Fitness classes offer a ton of benefits to a recovering addict, not the least of which is the improved physical conditioning. Research shows quite consistently that improving your health makes it easier to avoid substance abuse, so that alone might make this a worthwhile endeavor. It’s also great for another reason: socializing with no exposure to substances. There are a lot of activities out there which are great, but can bring you into close contact with temptation. You won’t have to deal with that at a martial arts, spin, or yoga class.

2) Reading

It might be time to catch up on your reading. You don’t have to be diving into War and Peace for this to be a great hobby, nor do you need to inundate yourself in self-help books or books on addiction.

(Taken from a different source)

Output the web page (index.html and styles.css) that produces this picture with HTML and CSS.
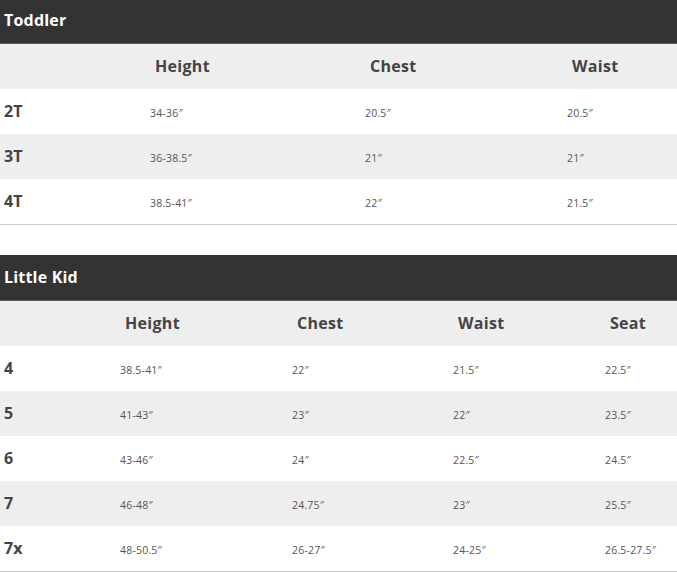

Just enjoying yourself with silly pulp mystery novels, the latest sci-fi anthologies, or the newest Stephen King can be a great way to spend your evenings without the temptation of relapse. You can also take it social, with reading groups, message boards, and other venues of discussion.

3) Outdoor sports

If fitness classes aren’t your thing but you’d still like to socialize and get your blood pumping, outdoor activities and sports can be a great way to do that. Join a cycling group and ride around town, find an AA-sponsored local team to play with, or just head into the mountains to hike or climb. It’s all a great way to spend time clean and healthy.

4) Writing

It might be time to put your stories down in text. Whether you’re writing a personal journal about your struggles which you’ll never share or an exciting fantasy novel packed with dragons and magic, writing’s a great way to indulge yourself and stay busy. Stereotypes aside, intoxication is not mandatory for a writer.

5) Volunteering

It might be time to help others the way you’ve been helped. Whether that means working with other addicts or something that’s not quite so close to home, volunteering can give you the motivation and sense of purpose you need to hold tight to your sobriety for the long haul.